### Information shown

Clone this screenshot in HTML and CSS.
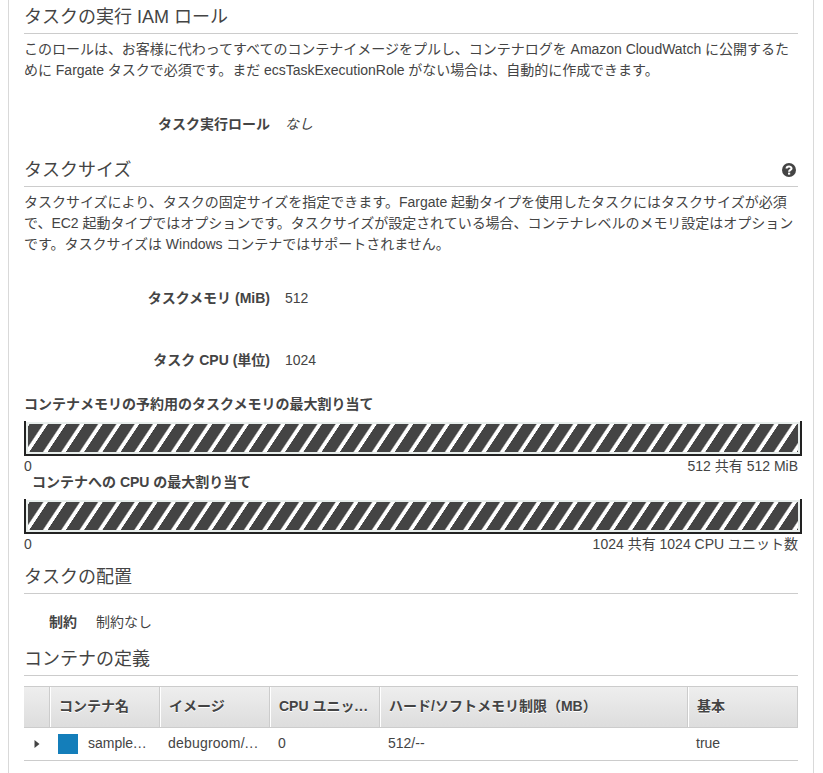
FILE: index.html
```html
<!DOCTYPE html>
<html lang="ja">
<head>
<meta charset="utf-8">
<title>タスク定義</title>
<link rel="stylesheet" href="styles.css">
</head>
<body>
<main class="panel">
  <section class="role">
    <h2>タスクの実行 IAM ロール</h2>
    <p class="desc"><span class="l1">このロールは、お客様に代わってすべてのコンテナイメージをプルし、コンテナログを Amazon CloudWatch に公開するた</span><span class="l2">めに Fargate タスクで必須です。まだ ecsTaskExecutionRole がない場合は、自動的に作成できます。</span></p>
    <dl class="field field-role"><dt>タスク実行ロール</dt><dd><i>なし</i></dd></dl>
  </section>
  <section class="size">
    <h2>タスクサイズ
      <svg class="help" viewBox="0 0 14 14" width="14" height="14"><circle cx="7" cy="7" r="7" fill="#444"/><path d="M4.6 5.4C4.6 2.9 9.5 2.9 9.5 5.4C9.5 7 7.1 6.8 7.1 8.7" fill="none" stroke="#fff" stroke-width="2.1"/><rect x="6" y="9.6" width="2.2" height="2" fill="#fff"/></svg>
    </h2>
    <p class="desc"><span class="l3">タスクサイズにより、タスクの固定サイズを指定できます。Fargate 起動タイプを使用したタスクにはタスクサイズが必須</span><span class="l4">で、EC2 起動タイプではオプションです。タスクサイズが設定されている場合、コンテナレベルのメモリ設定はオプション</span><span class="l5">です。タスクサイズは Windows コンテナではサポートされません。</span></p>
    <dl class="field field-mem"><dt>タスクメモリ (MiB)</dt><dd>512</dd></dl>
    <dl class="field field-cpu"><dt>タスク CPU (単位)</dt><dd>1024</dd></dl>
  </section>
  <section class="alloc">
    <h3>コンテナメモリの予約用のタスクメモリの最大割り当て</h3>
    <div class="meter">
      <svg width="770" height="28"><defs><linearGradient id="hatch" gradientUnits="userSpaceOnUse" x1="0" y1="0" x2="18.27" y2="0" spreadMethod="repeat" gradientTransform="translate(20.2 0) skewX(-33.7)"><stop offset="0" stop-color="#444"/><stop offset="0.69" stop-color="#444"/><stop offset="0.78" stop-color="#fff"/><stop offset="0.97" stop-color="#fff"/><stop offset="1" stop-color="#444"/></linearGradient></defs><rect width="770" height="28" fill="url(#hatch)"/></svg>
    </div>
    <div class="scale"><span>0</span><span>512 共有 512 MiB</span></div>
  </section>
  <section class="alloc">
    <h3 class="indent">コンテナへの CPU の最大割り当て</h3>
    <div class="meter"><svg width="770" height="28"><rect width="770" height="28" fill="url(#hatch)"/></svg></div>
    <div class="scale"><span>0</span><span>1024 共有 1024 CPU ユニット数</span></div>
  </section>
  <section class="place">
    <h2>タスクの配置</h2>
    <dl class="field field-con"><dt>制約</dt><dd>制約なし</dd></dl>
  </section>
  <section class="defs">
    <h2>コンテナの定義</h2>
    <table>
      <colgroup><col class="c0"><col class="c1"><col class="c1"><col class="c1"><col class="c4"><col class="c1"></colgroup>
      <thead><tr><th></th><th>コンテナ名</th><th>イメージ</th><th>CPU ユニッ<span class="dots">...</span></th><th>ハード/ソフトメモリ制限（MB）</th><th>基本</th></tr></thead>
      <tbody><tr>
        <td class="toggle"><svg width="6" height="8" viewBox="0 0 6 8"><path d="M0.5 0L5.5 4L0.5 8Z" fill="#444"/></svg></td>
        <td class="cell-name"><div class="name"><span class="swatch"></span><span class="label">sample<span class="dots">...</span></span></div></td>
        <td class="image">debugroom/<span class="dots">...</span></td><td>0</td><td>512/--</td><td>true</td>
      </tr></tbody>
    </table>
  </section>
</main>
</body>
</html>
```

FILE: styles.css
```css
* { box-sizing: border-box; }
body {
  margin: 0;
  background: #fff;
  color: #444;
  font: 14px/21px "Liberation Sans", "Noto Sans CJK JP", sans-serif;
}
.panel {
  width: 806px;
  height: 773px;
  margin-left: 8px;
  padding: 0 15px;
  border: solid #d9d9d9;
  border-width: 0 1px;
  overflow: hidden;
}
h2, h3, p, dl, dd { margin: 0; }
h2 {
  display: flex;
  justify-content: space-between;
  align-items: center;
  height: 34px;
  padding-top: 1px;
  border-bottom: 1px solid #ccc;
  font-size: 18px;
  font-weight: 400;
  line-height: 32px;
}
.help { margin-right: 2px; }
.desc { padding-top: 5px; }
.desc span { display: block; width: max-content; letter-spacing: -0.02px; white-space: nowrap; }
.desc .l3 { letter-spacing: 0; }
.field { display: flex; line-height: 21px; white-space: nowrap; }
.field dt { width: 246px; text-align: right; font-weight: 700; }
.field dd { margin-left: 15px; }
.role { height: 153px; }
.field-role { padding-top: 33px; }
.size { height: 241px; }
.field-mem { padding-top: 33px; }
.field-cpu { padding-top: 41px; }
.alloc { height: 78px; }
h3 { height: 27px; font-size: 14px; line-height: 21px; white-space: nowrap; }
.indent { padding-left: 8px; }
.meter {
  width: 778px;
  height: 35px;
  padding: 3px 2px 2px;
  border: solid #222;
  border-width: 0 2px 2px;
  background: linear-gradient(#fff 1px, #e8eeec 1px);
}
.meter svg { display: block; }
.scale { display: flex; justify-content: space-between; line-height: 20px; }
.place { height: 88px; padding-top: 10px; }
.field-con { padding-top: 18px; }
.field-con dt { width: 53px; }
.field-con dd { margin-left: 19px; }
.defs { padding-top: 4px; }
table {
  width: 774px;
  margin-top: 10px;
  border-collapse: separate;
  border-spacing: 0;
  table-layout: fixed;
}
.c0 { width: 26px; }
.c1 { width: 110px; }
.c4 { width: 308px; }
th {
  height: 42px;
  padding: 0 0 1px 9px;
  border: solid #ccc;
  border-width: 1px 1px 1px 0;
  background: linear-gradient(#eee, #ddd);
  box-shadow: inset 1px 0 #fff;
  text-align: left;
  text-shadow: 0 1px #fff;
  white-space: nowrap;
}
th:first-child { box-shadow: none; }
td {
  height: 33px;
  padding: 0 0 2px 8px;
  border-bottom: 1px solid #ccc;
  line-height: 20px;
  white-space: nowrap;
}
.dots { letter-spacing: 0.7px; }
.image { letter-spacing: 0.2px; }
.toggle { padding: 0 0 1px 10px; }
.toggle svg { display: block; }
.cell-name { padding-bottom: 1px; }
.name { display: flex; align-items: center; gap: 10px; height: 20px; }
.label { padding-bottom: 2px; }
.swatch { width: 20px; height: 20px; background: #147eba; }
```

### Task requirements
Restate the data above word for word. Skip every picture.

### Finished exercise
Clone this screenshot in HTML and CSS.
FILE: index.html
```html
<!DOCTYPE html>
<html lang="ja">
<head>
<meta charset="utf-8">
<title>タスク定義</title>
<link rel="stylesheet" href="styles.css">
</head>
<body>
<main class="panel">
  <section class="role">
    <h2>タスクの実行 IAM ロール</h2>
    <p class="desc"><span class="l1">このロールは、お客様に代わってすべてのコンテナイメージをプルし、コンテナログを Amazon CloudWatch に公開するた</span><span class="l2">めに Fargate タスクで必須です。まだ ecsTaskExecutionRole がない場合は、自動的に作成できます。</span></p>
    <dl class="field field-role"><dt>タスク実行ロール</dt><dd><i>なし</i></dd></dl>
  </section>
  <section class="size">
    <h2>タスクサイズ
      <svg class="help" viewBox="0 0 14 14" width="14" height="14"><circle cx="7" cy="7" r="7" fill="#444"/><path d="M4.6 5.4C4.6 2.9 9.5 2.9 9.5 5.4C9.5 7 7.1 6.8 7.1 8.7" fill="none" stroke="#fff" stroke-width="2.1"/><rect x="6" y="9.6" width="2.2" height="2" fill="#fff"/></svg>
    </h2>
    <p class="desc"><span class="l3">タスクサイズにより、タスクの固定サイズを指定できます。Fargate 起動タイプを使用したタスクにはタスクサイズが必須</span><span class="l4">で、EC2 起動タイプではオプションです。タスクサイズが設定されている場合、コンテナレベルのメモリ設定はオプション</span><span class="l5">です。タスクサイズは Windows コンテナではサポートされません。</span></p>
    <dl class="field field-mem"><dt>タスクメモリ (MiB)</dt><dd>512</dd></dl>
    <dl class="field field-cpu"><dt>タスク CPU (単位)</dt><dd>1024</dd></dl>
  </section>
  <section class="alloc">
    <h3>コンテナメモリの予約用のタスクメモリの最大割り当て</h3>
    <div class="meter">
      <svg width="770" height="28"><defs><linearGradient id="hatch" gradientUnits="userSpaceOnUse" x1="0" y1="0" x2="18.27" y2="0" spreadMethod="repeat" gradientTransform="translate(20.2 0) skewX(-33.7)"><stop offset="0" stop-color="#444"/><stop offset="0.69" stop-color="#444"/><stop offset="0.78" stop-color="#fff"/><stop offset="0.97" stop-color="#fff"/><stop offset="1" stop-color="#444"/></linearGradient></defs><rect width="770" height="28" fill="url(#hatch)"/></svg>
    </div>
    <div class="scale"><span>0</span><span>512 共有 512 MiB</span></div>
  </section>
  <section class="alloc">
    <h3 class="indent">コンテナへの CPU の最大割り当て</h3>
    <div class="meter"><svg width="770" height="28"><rect width="770" height="28" fill="url(#hatch)"/></svg></div>
    <div class="scale"><span>0</span><span>1024 共有 1024 CPU ユニット数</span></div>
  </section>
  <section class="place">
    <h2>タスクの配置</h2>
    <dl class="field field-con"><dt>制約</dt><dd>制約なし</dd></dl>
  </section>
  <section class="defs">
    <h2>コンテナの定義</h2>
    <table>
      <colgroup><col class="c0"><col class="c1"><col class="c1"><col class="c1"><col class="c4"><col class="c1"></colgroup>
      <thead><tr><th></th><th>コンテナ名</th><th>イメージ</th><th>CPU ユニッ<span class="dots">...</span></th><th>ハード/ソフトメモリ制限（MB）</th><th>基本</th></tr></thead>
      <tbody><tr>
        <td class="toggle"><svg width="6" height="8" viewBox="0 0 6 8"><path d="M0.5 0L5.5 4L0.5 8Z" fill="#444"/></svg></td>
        <td class="cell-name"><div class="name"><span class="swatch"></span><span class="label">sample<span class="dots">...</span></span></div></td>
        <td class="image">debugroom/<span class="dots">...</span></td><td>0</td><td>512/--</td><td>true</td>
      </tr></tbody>
    </table>
  </section>
</main>
</body>
</html>
```

FILE: styles.css
```css
* { box-sizing: border-box; }
body {
  margin: 0;
  background: #fff;
  color: #444;
  font: 14px/21px "Liberation Sans", "Noto Sans CJK JP", sans-serif;
}
.panel {
  width: 806px;
  height: 773px;
  margin-left: 8px;
  padding: 0 15px;
  border: solid #d9d9d9;
  border-width: 0 1px;
  overflow: hidden;
}
h2, h3, p, dl, dd { margin: 0; }
h2 {
  display: flex;
  justify-content: space-between;
  align-items: center;
  height: 34px;
  padding-top: 1px;
  border-bottom: 1px solid #ccc;
  font-size: 18px;
  font-weight: 400;
  line-height: 32px;
}
.help { margin-right: 2px; }
.desc { padding-top: 5px; }
.desc span { display: block; width: max-content; letter-spacing: -0.02px; white-space: nowrap; }
.desc .l3 { letter-spacing: 0; }
.field { display: flex; line-height: 21px; white-space: nowrap; }
.field dt { width: 246px; text-align: right; font-weight: 700; }
.field dd { margin-left: 15px; }
.role { height: 153px; }
.field-role { padding-top: 33px; }
.size { height: 241px; }
.field-mem { padding-top: 33px; }
.field-cpu { padding-top: 41px; }
.alloc { height: 78px; }
h3 { height: 27px; font-size: 14px; line-height: 21px; white-space: nowrap; }
.indent { padding-left: 8px; }
.meter {
  width: 778px;
  height: 35px;
  padding: 3px 2px 2px;
  border: solid #222;
  border-width: 0 2px 2px;
  background: linear-gradient(#fff 1px, #e8eeec 1px);
}
.meter svg { display: block; }
.scale { display: flex; justify-content: space-between; line-height: 20px; }
.place { height: 88px; padding-top: 10px; }
.field-con { padding-top: 18px; }
.field-con dt { width: 53px; }
.field-con dd { margin-left: 19px; }
.defs { padding-top: 4px; }
table {
  width: 774px;
  margin-top: 10px;
  border-collapse: separate;
  border-spacing: 0;
  table-layout: fixed;
}
.c0 { width: 26px; }
.c1 { width: 110px; }
.c4 { width: 308px; }
th {
  height: 42px;
  padding: 0 0 1px 9px;
  border: solid #ccc;
  border-width: 1px 1px 1px 0;
  background: linear-gradient(#eee, #ddd);
  box-shadow: inset 1px 0 #fff;
  text-align: left;
  text-shadow: 0 1px #fff;
  white-space: nowrap;
}
th:first-child { box-shadow: none; }
td {
  height: 33px;
  padding: 0 0 2px 8px;
  border-bottom: 1px solid #ccc;
  line-height: 20px;
  white-space: nowrap;
}
.dots { letter-spacing: 0.7px; }
.image { letter-spacing: 0.2px; }
.toggle { padding: 0 0 1px 10px; }
.toggle svg { display: block; }
.cell-name { padding-bottom: 1px; }
.name { display: flex; align-items: center; gap: 10px; height: 20px; }
.label { padding-bottom: 2px; }
.swatch { width: 20px; height: 20px; background: #147eba; }
```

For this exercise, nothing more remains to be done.